Design Process
Built In Three Acts.
01
Retail Mobile App — IA from Zero
The project began with a blank page: no prior product, no inherited structure, no existing navigation pattern to adapt. The information architecture for the mobile store app was built entirely from first principles — mapping the store buyer's workflow, structuring the product catalogue, and designing a purchasing journey that matched how staff actually operated on the shop floor.
02
Cashier System — Translating To A New Context
The design logic developed for the mobile app was then applied to the cashier system — a fundamentally different interface with different time pressures, different interaction patterns, and different user needs. The challenge was to preserve consistency without forcing a mobile paradigm onto a stationary POS context.
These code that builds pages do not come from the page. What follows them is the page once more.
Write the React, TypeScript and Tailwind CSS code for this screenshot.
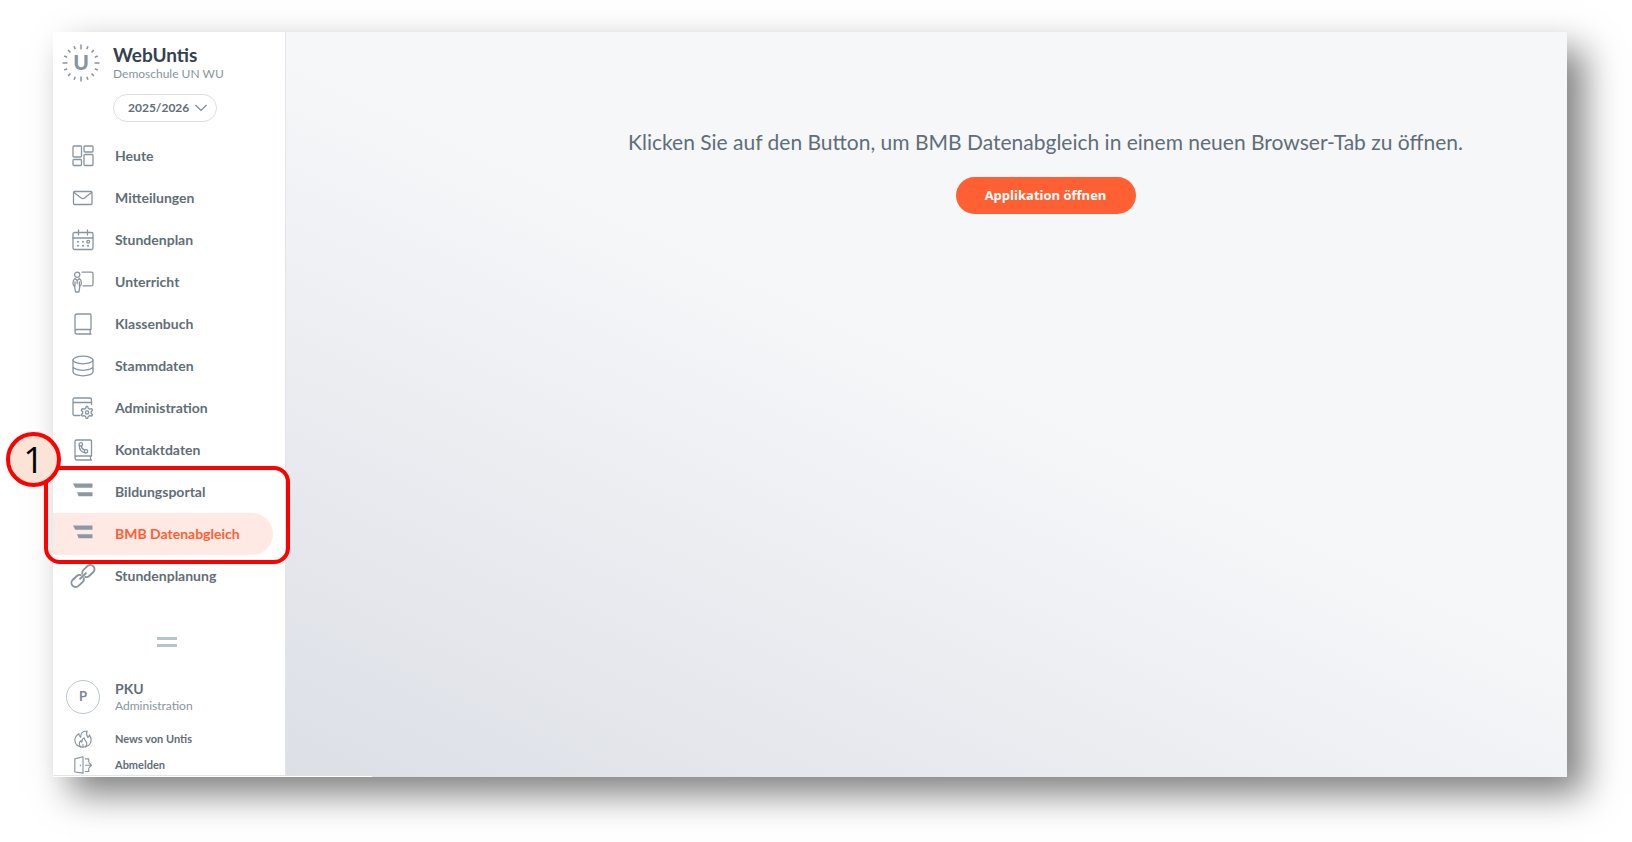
import type { ReactNode } from "react";

interface IconProps {
	children: ReactNode;
	size?: "md" | "sm";
}

function Icon({ children, size = "md" }: IconProps) {
	return (
		<svg
			viewBox="0 0 22 22"
			fill="none"
			stroke="#8795a0"
			strokeWidth={size === "sm" ? 1.4 : 1.3}
			strokeLinecap="round"
			strokeLinejoin="round"
			aria-hidden="true"
			className={`shrink-0 overflow-visible ${size === "sm" ? "size-[18px]" : "size-[22px]"}`}
		>
			{children}
		</svg>
	);
}

const portalIcon = (
	<g fill="#8b99a3" stroke="none">
		<path d="M1 2.500h19.500v4.300H3.200z" />
		<path d="M5 11.300h15.500v4H6.600z" />
	</g>
);

const icons = {
	today: (
		<>
			<rect x="1" y="1" width="8.5" height="11" rx="1" />
			<rect x="12" y="1" width="9" height="6" rx="1" />
			<rect x="1" y="14.5" width="8.5" height="6" rx="1" />
			<rect x="12" y="9.5" width="9" height="11" rx="1" />
		</>
	),
	messages: (
		<>
			<rect x="1.5" y="4.5" width="18.5" height="13" rx="1" />
			<path d="m2 5.500 6.800 5.300q2 1.500 4 0L19.500 5.500" />
		</>
	),
	timetable: (
		<>
			<rect x="1" y="3.500" width="20" height="17" rx="1.500" />
			<path d="M1 9h20M6.500 1v5M15.500 1v5" />
			<path strokeWidth="2" d="M6 12.800h.01M11 12.800h.01M6 16.800h.01M11 16.800h.01M16 16.800h.01" />
			<circle cx="16.200" cy="12.800" r="1.400" />
		</>
	),
	lessons: (
		<>
			<circle cx="5.200" cy="3.700" r="2.600" />
			<path d="M10 1.200h9.500q1.500 0 1.500 1.500v10.600q0 1.500-1.500 1.500H11" />
			<path d="M3 7.500q-2 1.200-2 4.500 0 2.500 1.600 3.500l.9 5.500h3.400l.9-5.500q1.600-1 1.600-3.500 0-3.300-2-4.500M3 7.500l2.200 2 2.200-2M5.200 9.500v3M3 11v4M7.400 11v4" />
		</>
	),
	classbook: (
		<path d="M19 16.500V2q0-1-1-1H5Q3 1 3 3v15.500Q3 21 5 21h14M19 16.500H5q-2 0-2 2M18.200 16.500V21" />
	),
	masterData: (
		<>
			<ellipse cx="11" cy="5" rx="10" ry="3.800" />
			<path d="M1 5v12c0 2.100 4.500 3.800 10 3.800s10-1.700 10-3.800V5M1 11.500c0 2.100 4.500 3.800 10 3.800s10-1.700 10-3.800" />
		</>
	),
	administration: (
		<>
			<path d="M8 18.500H2.500Q1 18.500 1 17V2.500Q1 1 2.500 1h15.500Q19.500 1 19.500 2.500v5M1 5.500h18.500" />
			<path d="m14.300 9.500 1.400 0 .6 1.900 1.300.8 2-.5.9 1.500-1.300 1.500v1.500l1.300 1.500-.9 1.500-2-.5-1.300.7-.6 1.900h-1.600l-.6-1.900-1.300-.7-2 .5-.9-1.500 1.300-1.500v-1.500l-1.300-1.500.9-1.500 2 .5 1.300-.8z" />
			<circle cx="15" cy="15.400" r="1.600" />
		</>
	),
	contacts: (
		<>
			<path d="M19.500 17V2.300Q19.500 1 18.200 1H4.500Q3 1 3 3v15.500Q3 21 5 21h14.500M19.500 17H5q-2 0-2 1.700M18.500 17v4" />
			<circle cx="8.800" cy="5.300" r="1.700" />
			<path d="M7.200 6.500c.2 4 2.500 6.800 6 7.300M9.500 7c0 1.800 1.500 3.500 3.200 3.900" />
			<circle cx="14" cy="12.300" r="1.700" />
		</>
	),
	planning: (
		<g transform="rotate(-43 11 11)" strokeWidth="1.900">
			<path d="M10 8.800A4 4 0 0 0 6.500 6.800H1a4.200 4.200 0 0 0 0 8.400h5.500A4 4 0 0 0 10 13.200" />
			<path d="M12 8.800A4 4 0 0 1 15.500 6.800H21a4.200 4.200 0 0 1 0 8.400h-5.500A4 4 0 0 1 12 13.200" />
			<path d="M7 11h8" />
		</g>
	),
	news: (
		<>
			<path d="M16 1.200C9 1 8 5.500 8.300 9 6.500 8 6 6.500 6 4.500 3 6.500 1 9.500 1 12.500c0 5 4.500 8.500 9.700 8.500 5.800 0 10.300-3.700 10.300-9.200 0-2.300-.8-4-2.300-5.800 0 1.500-.4 2.500-1.700 3.300-1.700-2.500-2.500-5-1-8.100z" />
			<path d="M8 20.500c-2.500-3-1.500-6 .5-7.500 0 1 .5 1.500 1.200 1.900-.3-2.400.8-4.400 2.800-5.400 0 3.500 3.500 4 3.200 7.500-.1 1.600-.8 2.700-1.700 3.500M11 20.500v-3" />
		</>
	),
	logout: (
		<path d="M1 3.500 11 1v20L1 19.500zM14 3.500h4V7M14 19h4v-3.500M14 11.300h7M18.500 8.500l2.800 2.800-2.800 2.800M7.800 11v.8" />
	),
};

const mainItems = [
	{ label: "Heute", icon: icons.today },
	{ label: "Mitteilungen", icon: icons.messages },
	{ label: "Stundenplan", icon: icons.timetable },
	{ label: "Unterricht", icon: icons.lessons },
	{ label: "Klassenbuch", icon: icons.classbook },
	{ label: "Stammdaten", icon: icons.masterData },
	{ label: "Administration", icon: icons.administration },
	{ label: "Kontaktdaten", icon: icons.contacts },
];

interface NavItemProps {
	label: string;
	icon: ReactNode;
	active?: boolean;
}

function NavItem({ label, icon, active = false }: NavItemProps) {
	return (
		<a
			href="#"
			aria-current={active ? "page" : undefined}
			className={`mr-3 flex h-[42px] items-center gap-[21px] rounded-r-full pl-[19px] text-sm font-bold ${
				active ? "bg-[#ffe9e4] text-[#ff6033]" : "text-[#5f6e78]"
			}`}
		>
			<Icon>{icon}</Icon>
			{label}
		</a>
	);
}

function Logo() {
	const rays = Array.from({ length: 16 }, (_, i) => i * 22.5);

	return (
		<svg viewBox="0 0 38 38" className="size-[38px] shrink-0" role="img" aria-label="Untis">
			{rays.map((angle) => (
				<path
					key={angle}
					d={angle % 90 === 0 ? "M19 .5v5" : "M19 .8v3.200"}
					stroke="#8795a0"
					strokeWidth="1.500"
					transform={`rotate(${angle} 19 19)`}
				/>
			))}
			<text x="19" y="26" textAnchor="middle" fontSize="21" fontWeight="900" fill="#8795a0">
				U
			</text>
		</svg>
	);
}

function Sidebar() {
	return (
		<aside className="mb-px flex w-[233px] shrink-0 flex-col border-r border-b border-[#e3e6e9] bg-white">
			<header className="flex items-start gap-[13px] pt-3 pl-[9px]">
				<Logo />
				<div>
					<h1 className="text-[19px] leading-[22px] font-bold text-[#33424d]">WebUntis</h1>
					<p className="text-xs leading-4 text-[#8795a0]">Demoschule UN WU</p>
					<div className="relative mt-3 w-[104px]">
						<select
							aria-label="Schuljahr"
							className="h-7 w-full appearance-none rounded-full border border-[#d9dfe3] bg-white pl-[14px] text-xs font-bold text-[#5f6e78]"
						>
							<option>2025/2026</option>
						</select>
						<svg
							viewBox="0 0 12 8"
							fill="none"
							stroke="#7b8a95"
							strokeWidth="1.200"
							aria-hidden="true"
							className="pointer-events-none absolute top-[10px] right-[10px] h-2 w-3"
						>
							<path d="m.5 1 5.500 5.500L11.500 1" />
						</svg>
					</div>
				</div>
			</header>

			<nav aria-label="Hauptmenü" className="mt-[13px]">
				{mainItems.map((item) => (
					<NavItem key={item.label} {...item} />
				))}
				<div className="relative">
					<NavItem label="Bildungsportal" icon={portalIcon} />
					<NavItem label="BMB Datenabgleich" icon={portalIcon} active />
					{/* Step marker around both entries */}
					<div className="pointer-events-none absolute -top-[5px] -right-[5px] -bottom-[9px] -left-[9px] z-10 rounded-2xl border-4 border-[#ff0000]" />
					<div className="absolute -top-[39px] -left-[47px] z-20 flex size-[55px] items-center justify-center rounded-full border-4 border-[#ff0000] bg-[#fbe3d6] font-['Open_Sans',sans-serif] text-4xl text-black">
						1
					</div>
				</div>
				<NavItem label="Stundenplanung" icon={icons.planning} />
			</nav>

			<div className="mt-10 ml-[104px] h-[10px] w-5 border-y-3 border-[#b8c4cc]" />

			<div className="mt-[33px] flex items-center gap-[15px] pl-[13px]">
				<div className="flex size-[34px] items-center justify-center rounded-full border border-[#bcc7ce] text-[13px] font-bold text-[#7b8a95]">
					P
				</div>
				<div>
					<p className="text-sm leading-[18px] font-bold text-[#5f6e78]">PKU</p>
					<p className="text-xs leading-4 text-[#8795a0]">Administration</p>
				</div>
			</div>
			<div className="mt-[15px] flex flex-col gap-[6px] text-[11px] font-bold text-[#5f6e78]">
				<a href="#" className="flex h-5 items-center gap-[23px] pl-[21px]">
					<Icon size="sm">{icons.news}</Icon>
					News von Untis
				</a>
				<a href="#" className="flex h-5 items-center gap-[23px] pl-[21px]">
					<Icon size="sm">{icons.logout}</Icon>
					Abmelden
				</a>
			</div>
		</aside>
	);
}

export default function App() {
	return (
		<div className="flex min-h-screen bg-white pt-8 pr-[65px] pb-[65px] pl-[53px] font-['Lato',sans-serif]">
			<div className="flex flex-1 bg-white shadow-[17px_17px_34px_0_rgba(0,0,0,0.5)]">
				<Sidebar />
				<main className="relative flex flex-1 flex-col items-center bg-[linear-gradient(25deg,#dcdfe6_0%,#f6f7f9_54%)] pt-[94px] pl-[238px]">
					<p className="text-[21px] leading-8 text-[#5f6e78]">
						Klicken Sie auf den Button, um BMB Datenabgleich in einem neuen Browser-Tab zu öffnen.
					</p>
					<button
						type="button"
						className="mt-[19px] h-[37px] w-[180px] rounded-full bg-[#ff6033] font-['Open_Sans',sans-serif] text-[13px] font-bold text-white"
					>
						Applikation öffnen
					</button>
					<div className="absolute bottom-0 left-0 h-px w-[86px] bg-white" />
				</main>
			</div>
		</div>
	);
}
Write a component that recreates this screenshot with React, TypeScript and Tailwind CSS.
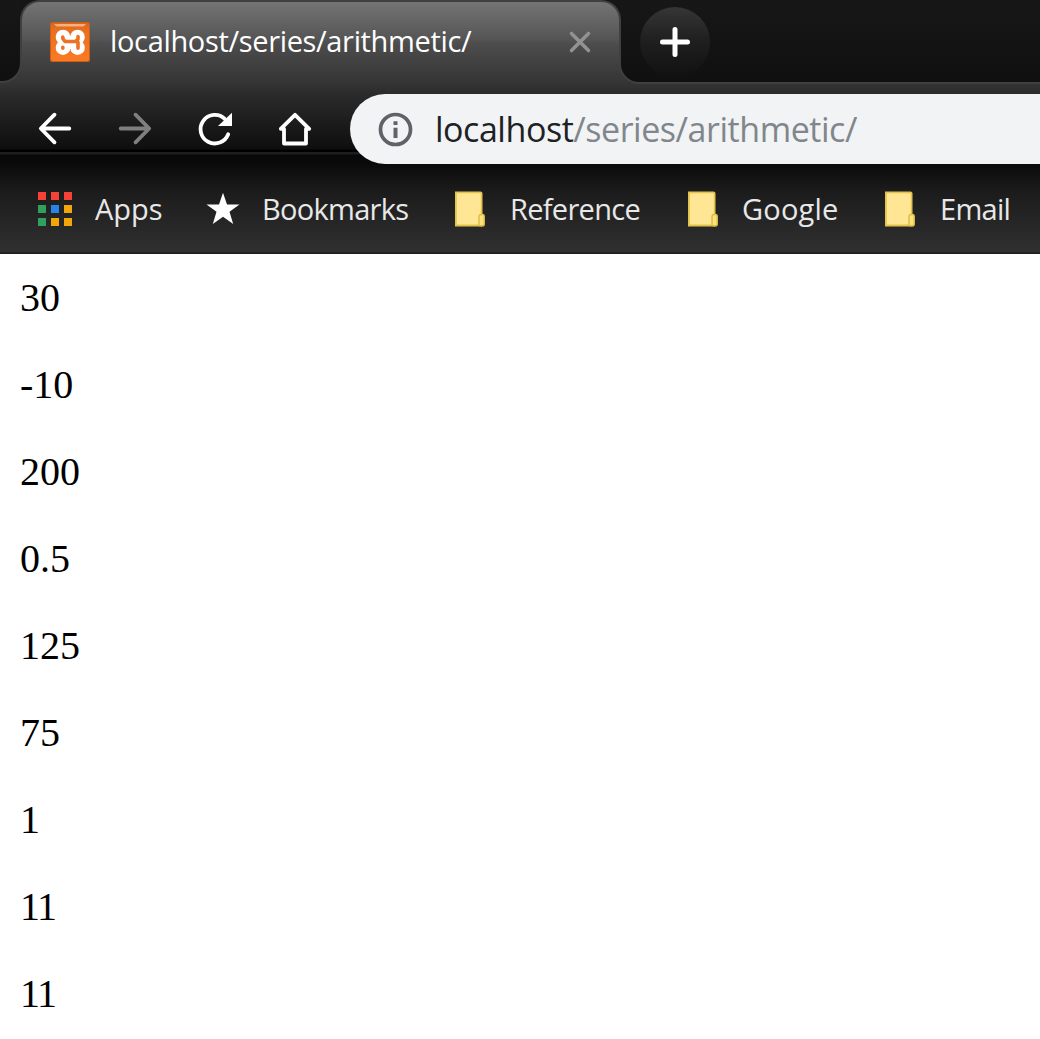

The underlying IA principles travelled well; the surface-level UI was rethought from scratch.
03
Gas Station — The Third Context
Bringing the retail experience to the gas station meant designing for an environment with even less margin for error. Staff are managing multiple systems simultaneously — forecourt pumps, in-store sales, payment flows — often under time pressure. The IA work here focused on keeping the most critical functions always visible, and adapting the navigation logic that had worked in the retail app to a much more operationally complex environment.
04
IA Documentation
For both the mobile app and the gas station product, formal information architecture documentation was produced — flow diagrams, navigation maps, content hierarchies, and annotated screen logic. These documents served as the foundation for development handoff and as references for onboarding future team members to the product's structural rationale.
05
UI & Brand-Related UX Guidelines
Spanning all three product contexts, a set of UI and brand-related UX guidelines was developed to ensure cross-platform consistency. The goal was a coherent product family — where a user moving from the store app to a cashier terminal to a gas station interface would encounter the same underlying design logic, even as the surface adapted to each environment.